Hacer algo desde el anonimato, en favor de alguien que socialmente no tiene nombre, alguien invisible, tiene un valor impresionante. A una edad madura hemos de aprender a saltar del tener al dar; del conseguir al ser. Cuando uno lo hace, empieza a descubrir la grandeza escondida que hay en su interior.

Aprendamos a descubrir que hay algo más que mi trabajo, mi grupo, mi familia, mis preocupaciones… Que hay colectivos desdibujados que necesitan presencia, calidez y apoyo para recuperar su identidad. Sólo cuando seamos capaces de hacer esto sentiremos que algo estamos haciendo bien.

Hay que enseñar al mundo que cada ser humano tiene un enorme potencial inscrito en su ADN, y que este puede convertirse en un torrente de solidaridad que cambie el mundo. Los otros, especialmente las personas desfavorecidas, están pidiendo a gritos nuestra ayuda.

Este tipo de experiencia es extraordinaria e insustituible. He vivido situaciones y he visto testimonios que han añadido un plus a mi vida. Con el voluntariado aprendes a afinar tus apreciaciones sobre la realidad. Y, sobre todo, aprendes a ser más persona y a descubrir el misterio que hay en el corazón del hombre.

Aprende a dar sin recibir nada a cambio. Es verdad que ellos no pueden devolverte nada, porque no lo tienen. Pero te están dando la oportunidad de crecer ante el dolor. Te están ofreciendo un corazón roto que se deposita en tus manos.
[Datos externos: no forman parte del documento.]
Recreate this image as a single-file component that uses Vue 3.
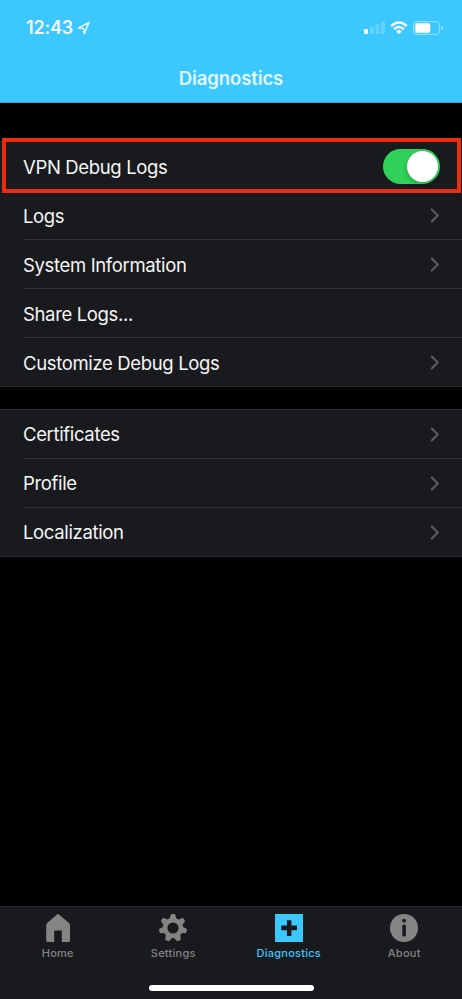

Te están enseñando la fragilidad del ser humano y el valor de la generosidad. El otro te da la oportunidad de descubrirte a ti mismo, pero también de ensanchar más tu vida, de enriquecer tu interior. 

Vale la pena dedicar un tiempo de tu vida a los demás, dando lo mejor de lo que eres y tienes. Este es el gran reto de los voluntarios.